The Balts or Baltic people is an Indo-European ethnic-linguistic group that speaks Baltic languages, a branch of the Indo-European language family, which was originally spoken by tribes living in the area of Jutland peninsula in the west and Moscow, Oka and Volga rivers basins in the east. One of the features of Baltic languages is the number of conservative or archaic features retained. Among the Baltic peoples are modern Lithuanians, Latvians (including Latgalians) — all Eastern Balts — as well as the Prussians, Yotvingians and Galindians — the Western Balts — whose languages and cultures are now extinct.

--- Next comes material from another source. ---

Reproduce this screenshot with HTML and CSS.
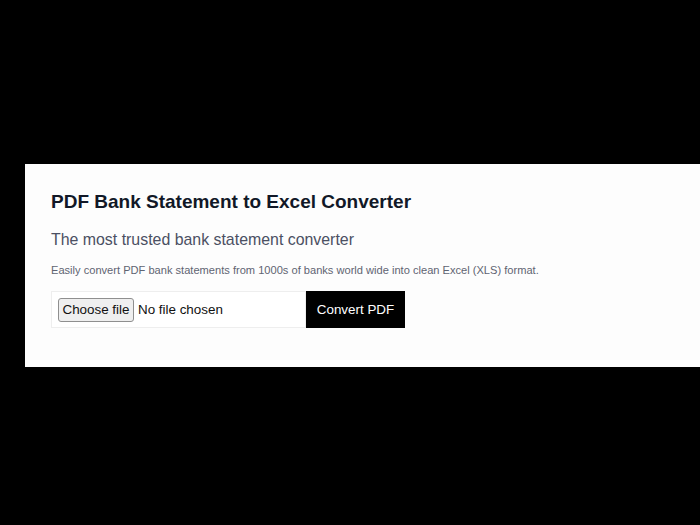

Adam of Bremen was the first writer to use the term Baltic in its modern sense to mean the sea of that name. Although he must have been familiar with the ancient name, Balcia, meaning a supposed island in the Baltic Sea, and although he may have been aware of the Baltic words containing the stem balt-, "white", as "swamp", he reports that he followed the local use of balticus from baelt ("belt") because the sea stretches to the east "in modum baltei" ("in the manner of a belt"). This is the first reference to "the Baltic or Barbarian Sea, a day's journey from Hamburg."
The Germanics, however, preferred some form of "East Sea" (in different languages) until after about 1600, when they began to use forms of "Baltic Sea." Around 1840 the German nobles of the Governorate of Livonia devised the term "Balts" to mean themselves, the German upper classes of Livonia, excluding the Latvian and Estonian lower classes. They spoke an exclusive dialect, baltisch-deutsch, legally spoken by them alone. For all practical purposes that was the Baltic language until 1919. Scandinavians begin settling in Western Baltic lands in Lithuania and Latvia.
Meanwhile in 1845 Georg Heinrich Ferdinand Nesselmann proposed a distinct language group for Latvian and Lithuanian to be called Baltic. It found some credence among linguists but was not generally adopted until the creation of the Baltic states as part of the settlement of World War I in 1919. Gradually the non-Baltic Estonian was excluded from the linguistic meaning of Baltic, as was Livonian, a now rare Finnic language in Latvia, while Old Prussian — long recognized as close to Lithuanian and Latvian — was added. Estonia remained, however, among the Baltic states in the geopolitical sense.